SMRT is extremely modular, so allows easy intercomparisons between different modelling approaches in a plug-and-play way. SMRT proposes different electromagnetic theories to compute scattering (DMRT, IBA, Rayleigh independent, ...). In the case of IBA, different microstructure representations can be used (Sticky Hard Spheres, Exponential, Gaussian random field, ...). The current version proposes only one radiative transfer solver (DORT) but this can be extended. Last but not least, wrappers are included to run MEMLS, HUT and DMRT-QMS models (in their original matlab code) from within SMRT. Whilst there is plenty to get started with, there are more theoretical advances that can be made. SMRT is intended to be a community model - all are welcome to use it, and to contribute to its development!
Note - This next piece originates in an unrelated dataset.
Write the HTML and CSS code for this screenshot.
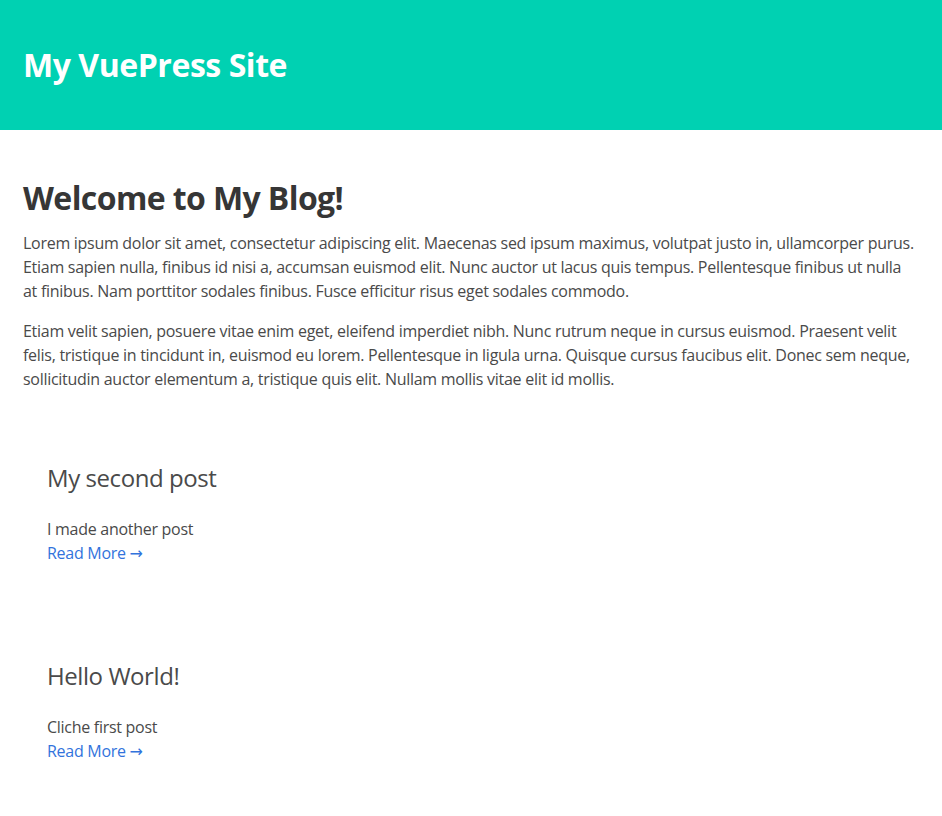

SMRT uses the lastest python version (e.g. 3.9) but also works with earlier versions (3.7 and higher). The code is open source and is hosted on github.

Getting started with SMRT in Python

Try with the online SMRT simulator

Using SMRT is easy

You must write a (short) driver code, SMRT is a library that your driver code call to perform a calculation. This is simple, there are four main steps in a typical driver code:

  1. construct a snowpack (either from field data or snowpack model).
snowpack = make_snowpack(thickness=10.,   # 10 m deep snowpack
                         microstructure_model="sticky_hard_spheres",
                         density=320.0,   # 320 kg/m3
                         temperature=260, # 260 K
                         radius=100e-6)   # 100 microns
  1. configure an active or passive sensor with frequency, etc.
radiometer = sensor_list.amsre('37V')
  1. select the radiative transfer solver, the electromagnetic theory and the microstructure. Optionaly other components can be selected.
m = make_model("iba", "dort")
  1. call "run" for the created model.
result = m.run(radiometer, snowpack)
  1. The result can be inspected to get brightness temperature or backscattering coefficient at different polarizations, incidence angles, etc.
print(result.TbV())

SMRT is clearly structured

modular illustration of the SMRT model. Snow microstructure is in the centre, and SMRT modules placed around the edge.
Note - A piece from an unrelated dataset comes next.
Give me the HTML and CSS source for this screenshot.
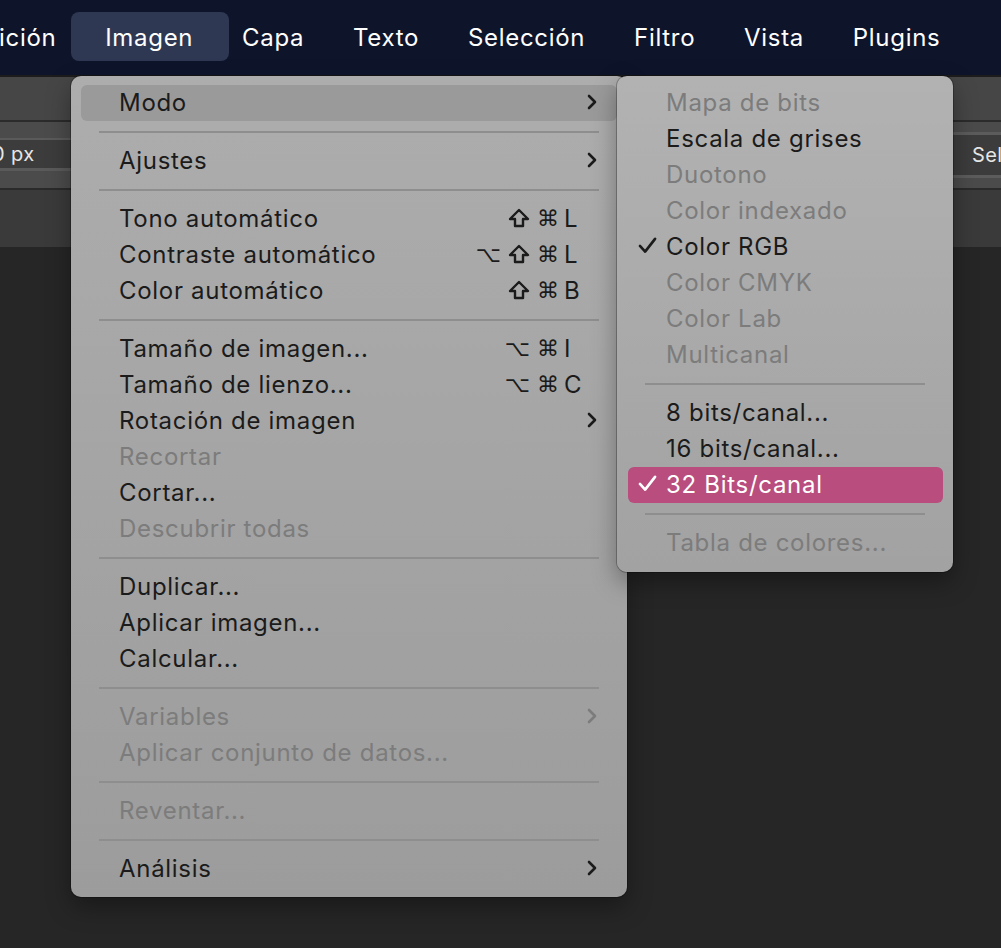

SMRT is structured in different components:

  • Microstructure model (to represent snow microstructure)
  • Electromagnetic model (to compute scattering and absorption)
  • Radiative transfer solver
  • Substrate (optional)
  • Atmosphere (optional)
  • Interlayer reflectivity (optional)
  • Permittivity (optional)

Each can have any number of implementations (e.g. different radiative transfer solver) the selection is done at runtime in your driver code. It is relatively easy to add new implementations especially by copying and modifying existing implementations. SMRT automatically recognize any new implementations, no need to compile or write a configuration files. It is immediately in.